--- STATED GOAL ---
Make an exact copy of the data below, leaving out every picture.

┌──

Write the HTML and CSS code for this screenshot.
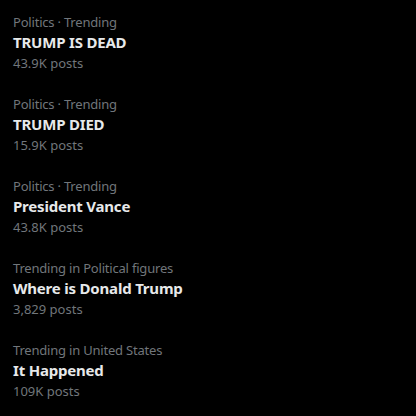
FILE: index.html
```html
<!DOCTYPE html>
<html lang="en">
<head>
    <meta charset="UTF-8">
    <meta name="viewport" content="width=device-width, initial-scale=1.0">
    <title>Trending</title>
    <link rel="stylesheet" href="styles.css">
</head>
<body>
    <div class="trends">
        <div class="trend">
            <div class="trend-meta">Politics · Trending</div>
            <div class="trend-title">TRUMP IS DEAD</div>
            <div class="trend-count">43.9K posts</div>
        </div>
        <div class="trend">
            <div class="trend-meta">Politics · Trending</div>
            <div class="trend-title">TRUMP DIED</div>
            <div class="trend-count">15.9K posts</div>
        </div>
        <div class="trend">
            <div class="trend-meta">Politics · Trending</div>
            <div class="trend-title">President Vance</div>
            <div class="trend-count">43.8K posts</div>
        </div>
        <div class="trend">
            <div class="trend-meta">Trending in Political figures</div>
            <div class="trend-title">Where is Donald Trump</div>
            <div class="trend-count">3,829 posts</div>
        </div>
        <div class="trend">
            <div class="trend-meta">Trending in United States</div>
            <div class="trend-title">It Happened</div>
            <div class="trend-count">109K posts</div>
        </div>
    </div>
</body>
</html>
```

FILE: styles.css
```css
body {
    background-color: #000;
    color: #e7e9ea;
    font-family: 'Noto Sans', 'Liberation Sans', sans-serif;
    margin: 0;
    padding: 0;
    height: 100vh;
}

.trends {
    display: flex;
    flex-direction: column;
    padding: 12px 13px 0;
}

.trend {
    display: flex;
    flex-direction: column;
    height: 82px;
}

.trend-meta {
    color: #71767b;
    font-size: 13px;
    line-height: 20px;
    letter-spacing: -0.2px;
}

.trend-title {
    font-size: 15px;
    font-weight: bold;
    line-height: 20px;
    letter-spacing: -0.2px;
}

.trend-count {
    color: #71767b;
    font-size: 13px;
    line-height: 22px;
}
```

└──

--- SOLUTION FOR THIS EXERCISE ---
Write the HTML and CSS code for this screenshot.
FILE: index.html
```html
<!DOCTYPE html>
<html lang="en">
<head>
    <meta charset="UTF-8">
    <meta name="viewport" content="width=device-width, initial-scale=1.0">
    <title>Trending</title>
    <link rel="stylesheet" href="styles.css">
</head>
<body>
    <div class="trends">
        <div class="trend">
            <div class="trend-meta">Politics · Trending</div>
            <div class="trend-title">TRUMP IS DEAD</div>
            <div class="trend-count">43.9K posts</div>
        </div>
        <div class="trend">
            <div class="trend-meta">Politics · Trending</div>
            <div class="trend-title">TRUMP DIED</div>
            <div class="trend-count">15.9K posts</div>
        </div>
        <div class="trend">
            <div class="trend-meta">Politics · Trending</div>
            <div class="trend-title">President Vance</div>
            <div class="trend-count">43.8K posts</div>
        </div>
        <div class="trend">
            <div class="trend-meta">Trending in Political figures</div>
            <div class="trend-title">Where is Donald Trump</div>
            <div class="trend-count">3,829 posts</div>
        </div>
        <div class="trend">
            <div class="trend-meta">Trending in United States</div>
            <div class="trend-title">It Happened</div>
            <div class="trend-count">109K posts</div>
        </div>
    </div>
</body>
</html>
```

FILE: styles.css
```css
body {
    background-color: #000;
    color: #e7e9ea;
    font-family: 'Noto Sans', 'Liberation Sans', sans-serif;
    margin: 0;
    padding: 0;
    height: 100vh;
}

.trends {
    display: flex;
    flex-direction: column;
    padding: 12px 13px 0;
}

.trend {
    display: flex;
    flex-direction: column;
    height: 82px;
}

.trend-meta {
    color: #71767b;
    font-size: 13px;
    line-height: 20px;
    letter-spacing: -0.2px;
}

.trend-title {
    font-size: 15px;
    font-weight: bold;
    line-height: 20px;
    letter-spacing: -0.2px;
}

.trend-count {
    color: #71767b;
    font-size: 13px;
    line-height: 22px;
}
```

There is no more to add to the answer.